Media sosial dan pemberitaan turut memperbesar tekanan publik kepada pemerintah. Petisi daring yang menolak tambang di Raja Ampat telah ditandatangani puluhan ribu orang, menandakan bahwa kesadaran lingkungan publik semakin tinggi.
Bab 5: Tantangan Menteri ESDM dalam Menyelesaikan Konflik
5.1 Integritas dan Transparansi
Menteri ESDM menghadapi tantangan besar dalam menjaga integritas dan transparansi kebijakan. Banyak yang mendesak agar kementerian membuka semua data IUP, termasuk nama perusahaan, luas lahan, dan status hukum izin yang diberikan.
Tanpa transparansi, publik sulit mempercayai bahwa keputusan yang diambil bebas dari konflik kepentingan atau permainan lobi elite ekonomi.
5.2 Sinkronisasi Antar Kementerian
Masalah tambang tidak hanya urusan ESDM. Perlu sinergi dengan KLHK (soal kawasan hutan), ATR/BPN (soal tata ruang dan hak ulayat), serta Kemendagri (koordinasi dengan pemda). Menteri ESDM harus menjadi pemimpin orkestra dalam menyelaraskan kebijakan lintas kementerian.

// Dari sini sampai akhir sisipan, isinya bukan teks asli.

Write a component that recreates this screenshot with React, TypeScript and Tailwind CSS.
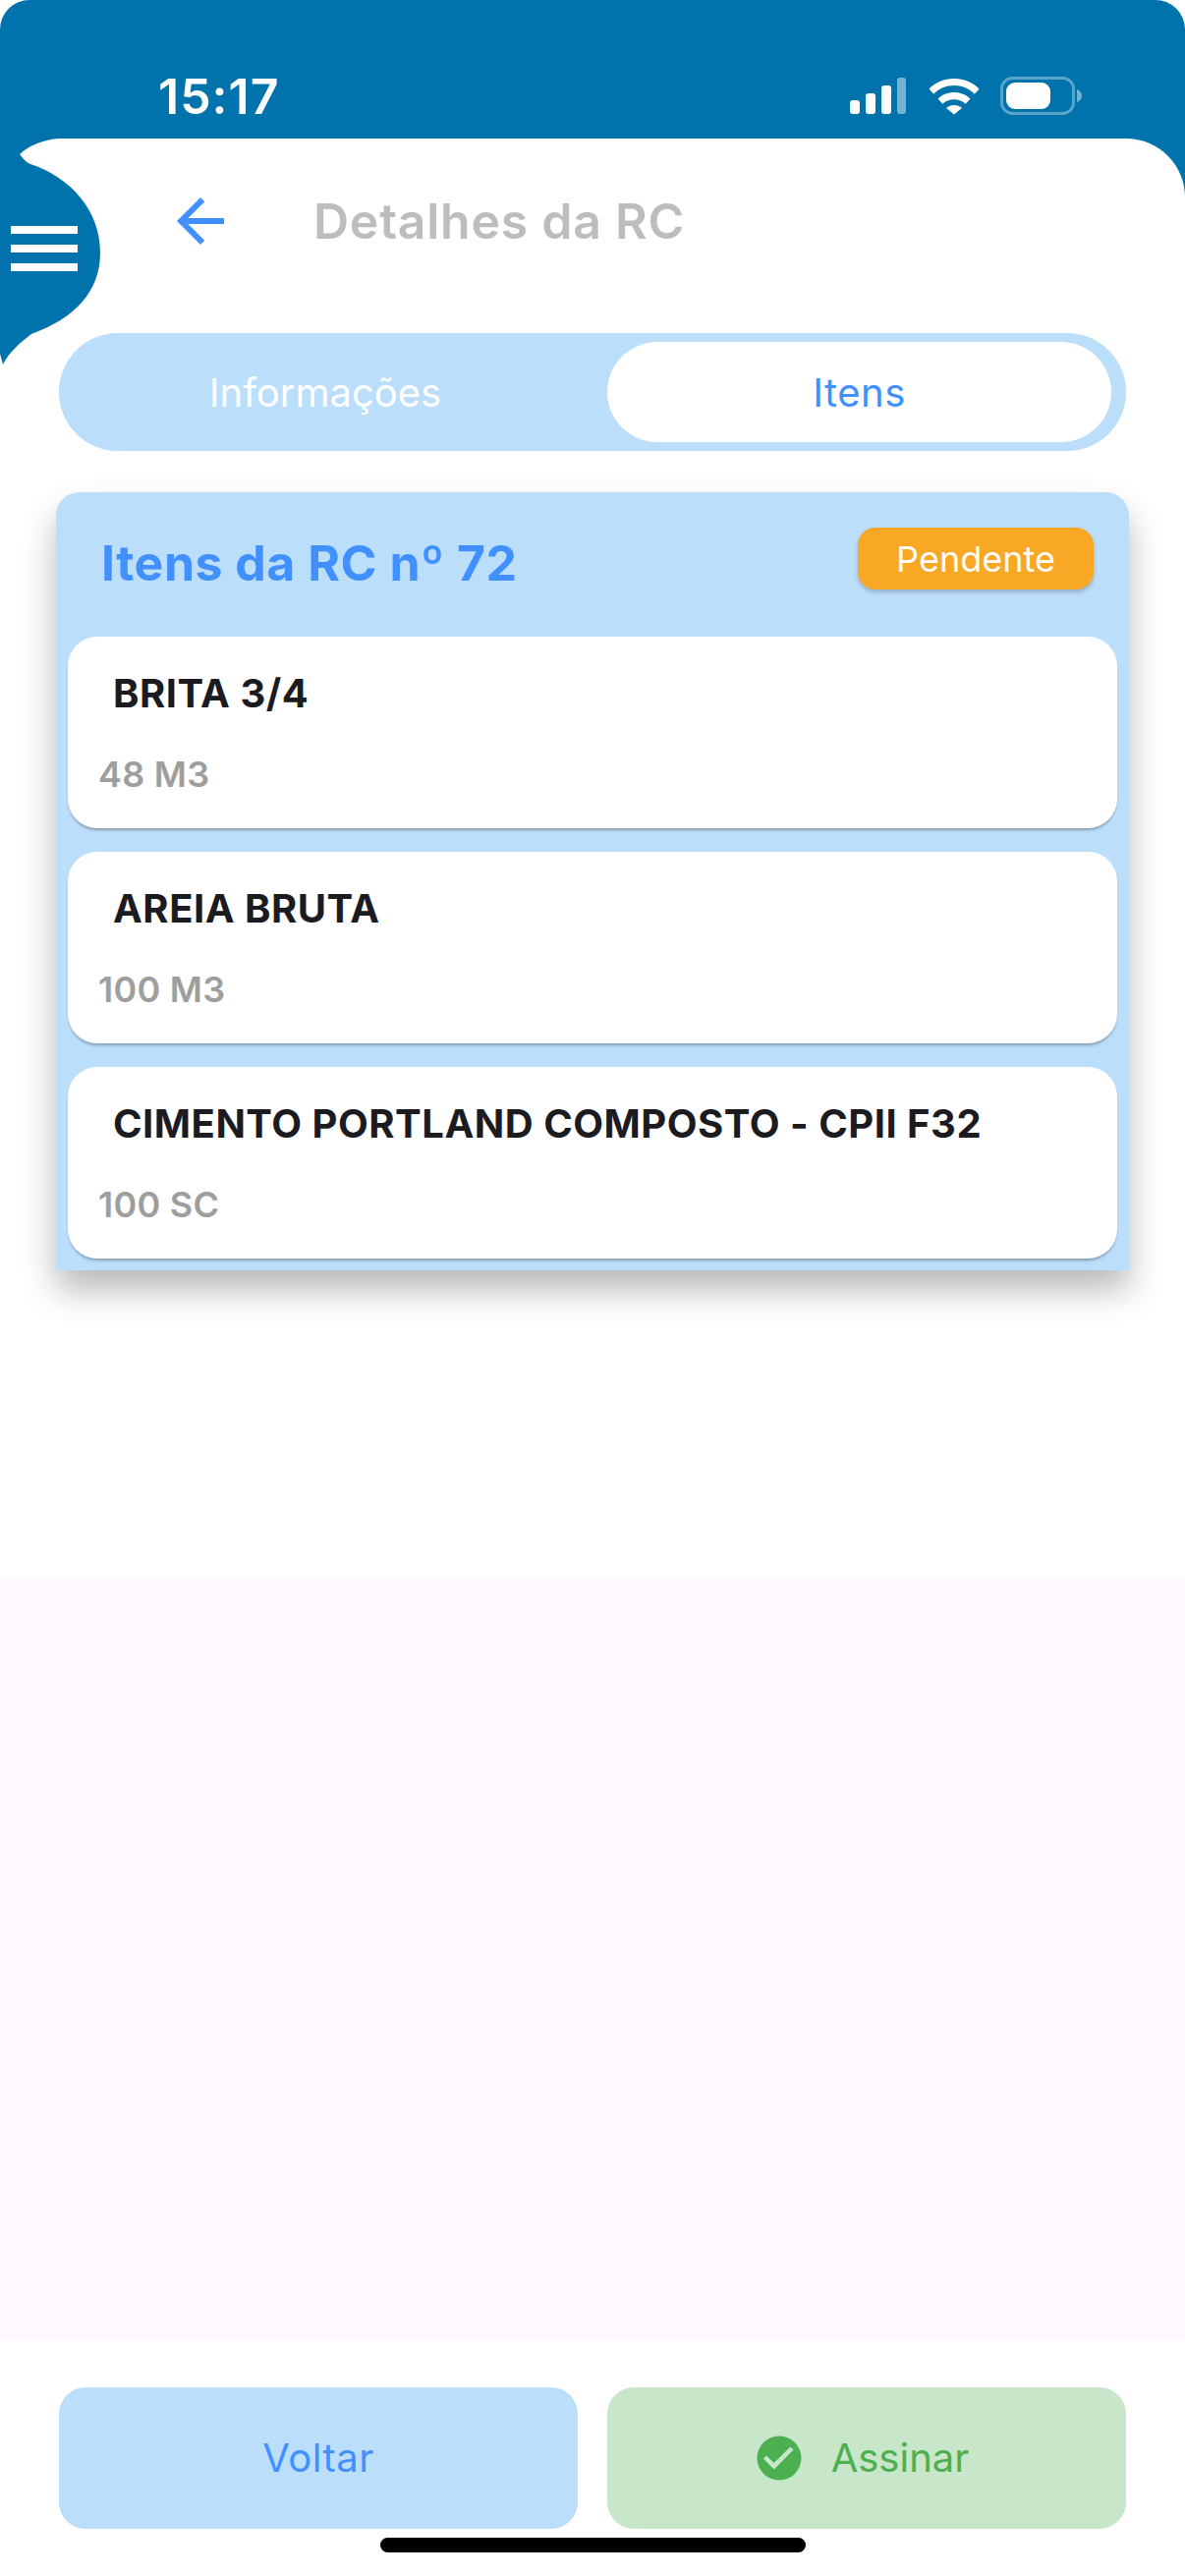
const items = [
  { name: "BRITA 3/4", qty: "48 M3" },
  { name: "AREIA BRUTA", qty: "100 M3" },
  { name: "CIMENTO PORTLAND COMPOSTO - CPII F32", qty: "100 SC" },
];

function StatusIcons() {
  return (
    <div className="flex items-start">
      <svg width="60" height="38" viewBox="0 0 60 38" className="mt-[1px]">
        <rect x="0" y="23" width="10" height="14" rx="3" fill="#fff" />
        <rect x="16" y="16" width="10" height="21" rx="3" fill="#fff" />
        <rect x="32" y="8" width="10" height="29" rx="3" fill="#fff" />
        <rect x="48" y="0" width="9" height="37" rx="3" fill="#fff" fillOpacity="0.45" />
      </svg>
      <svg width="52" height="38" viewBox="0 0 52 38" className="ml-[20px] mt-[1px]">
        <path
          d="M0.5 11.5C7 4.8 16 1 26 1s19 3.8 25.5 10.5l-4.7 5.2C41.500 11.200 34.100 8 26 8S10.500 11.200 5.200 16.700z"
          fill="#fff"
        />
        <path
          d="M9.500 21.500C13.800 17.300 19.600 15 26 15s12.200 2.300 16.500 6.500l-4.800 5.200C34.700 23.900 30.600 22.200 26 22.200s-8.700 1.700-11.700 4.500z"
          fill="#fff"
        />
        <path d="M18 31c2.100-1.900 4.900-3 8-3s5.900 1.100 8 3l-8 6.500z" fill="#fff" />
      </svg>
      <svg width="84" height="40" viewBox="0 0 84 40" className="ml-[21px]">
        <rect x="1.500" y="1.500" width="73" height="36" rx="11" fill="none" stroke="#fff" strokeOpacity="0.35" strokeWidth="3" />
        <rect x="6" y="6" width="45" height="27" rx="9" fill="#fff" />
        <path d="M78 13c3 1 5 3.500 5 6.500S81 25 78 26z" fill="#fff" fillOpacity="0.45" />
      </svg>
    </div>
  );
}

function MenuBlob() {
  return (
    <div className="absolute left-0 top-[141px] h-[230px] w-[102px]">
      <svg width="102" height="230" viewBox="0 0 102 230" className="absolute inset-0">
        <path
          d="M0 0H60C44 1 30 7 20 16L25 22Q28 25 31 26C73 40 102 74 102 116C102 156 76 183 32 199C20 208 9 218 3 230L0 219Z"
          fill="#0073ad"
        />
      </svg>
      <div className="absolute left-[11px] top-[89px] flex w-[68px] flex-col gap-[11px]">
        <div className="h-[8px] bg-white" />
        <div className="h-[8px] bg-white" />
        <div className="h-[8px] bg-white" />
      </div>
    </div>
  );
}

function BackArrow() {
  return (
    <svg width="48" height="48" viewBox="4 4 16 16" fill="#4290ff">
      <path d="M20 11H7.830l5.590-5.590L12 4l-8 8 8 8 1.410-1.410L7.830 13H20v-2z" />
    </svg>
  );
}

function CheckBadge() {
  return (
    <svg width="46" height="46" viewBox="0 0 46 46">
      <circle cx="23" cy="23" r="22.500" fill="#4caf50" />
      <path d="M8.500 22l9.200 9.200L36 13" fill="none" stroke="#c8e6c9" strokeWidth="4.500" />
    </svg>
  );
}

export default function App() {
  return (
    <div className="relative flex h-[2622px] w-[1206px] flex-col bg-white font-['Inter',sans-serif]">
      <div className="flex h-full flex-col rounded-t-[30px] bg-[#0073ad]">
        <div className="flex h-[141px] shrink-0 items-start justify-between pl-[161px] pr-[104px] pt-[78px]">
          <span className="text-[50px] font-semibold leading-[40px] tracking-[1px] text-white">15:17</span>
          <StatusIcons />
        </div>

        <div className="flex flex-1 flex-col rounded-tr-[60px] bg-white pt-[60px]">
          <div className="flex h-[48px] items-center pl-[180px]">
            <BackArrow />
            <h1 className="ml-[91px] text-[50px] font-semibold leading-none tracking-[0.75px] text-[#bdbdbd]">Detalhes da RC</h1>
          </div>

          <div className="mx-[60px] mt-[90px] flex h-[120px] rounded-full bg-[#bbdefb] py-[9px] pr-[15px]">
            <button className="flex-1 pr-[16px] pt-[2px] text-[40px] text-white">Informações</button>
            <button className="w-[513px] rounded-full bg-white pt-[2px] text-[40px] tracking-[0.5px] text-[#4290ff]">Itens</button>
          </div>

          <div className="mx-[57px] mt-[42px] rounded-t-[24px] bg-[#bbdefb] px-[12px] pb-[12px] shadow-[0_20px_34px_rgba(0,0,0,0.28)]">
            <div className="flex h-[147px] items-start justify-between pl-[34px] pr-[24px] pt-[36px]">
              <h2 className="mt-[10px] text-[50px] font-bold leading-[52px] tracking-[0.5px] text-[#4290ff]">Itens da RC nº 72</h2>
              <span className="flex h-[63px] w-[240px] items-center justify-center rounded-[18px] bg-[#f9a825] text-[36px] text-white shadow-[0_3px_4px_rgba(0,0,0,0.2)]">
                Pendente
              </span>
            </div>
            <div className="flex flex-col gap-[24px]">
              {items.map((item) => (
                <div
                  key={item.name}
                  className="flex h-[195px] flex-col rounded-[30px] bg-white pl-[31px] pt-[35px] shadow-[0_3px_3px_-1px_rgba(0,0,0,0.3)]"
                >
                  <p className="pl-[15px] text-[40px] font-bold leading-[46px] tracking-[0.5px] text-[#1c1b1f]">{item.name}</p>
                  <p className="mt-[36px] text-[36px] font-semibold leading-[46px] tracking-[0.25px] text-[#9e9e9e]">{item.qty}</p>
                </div>
              ))}
            </div>
          </div>

          <div className="mt-[312px] h-[777px] bg-[#fef9ff]" />

          <div className="mt-[48px] flex gap-[30px] px-[60px]">
            <button className="h-[144px] w-[528px] rounded-[27px] bg-[#bbdefb] text-[40px] tracking-[0.5px] text-[#4290ff]">Voltar</button>
            <button className="flex h-[144px] w-[528px] items-center justify-center gap-[30px] rounded-[27px] bg-[#c8e6c9] pr-[8px] text-[40px] text-[#4caf50]">
              <CheckBadge />
              Assinar
            </button>
          </div>
          <div className="mx-auto mt-[9px] h-[15px] w-[433px] rounded-full bg-black" />
        </div>
      </div>
      <MenuBlob />
    </div>
  );
}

5.3 Keputusan Politik dan Moral
Pada akhirnya, Menteri ESDM tidak hanya menghadapi keputusan teknis, tapi juga keputusan politik dan moral: memilih mendahulukan kepentingan jangka pendek ekonomi, atau menjaga kelestarian lingkungan dan kehidupan masyarakat adat demi masa depan bangsa.
Bab 6: Jalan Keluar dan Rekomendasi Solutif
6.1 Moratorium IUP di Kawasan Konservasi
Pemerintah sebaiknya menetapkan moratorium terhadap semua IUP di kawasan konservasi dan hutan lindung, termasuk di Raja Ampat. Audit lingkungan dan legalitas harus menjadi prasyarat mutlak sebelum kegiatan tambang berlanjut.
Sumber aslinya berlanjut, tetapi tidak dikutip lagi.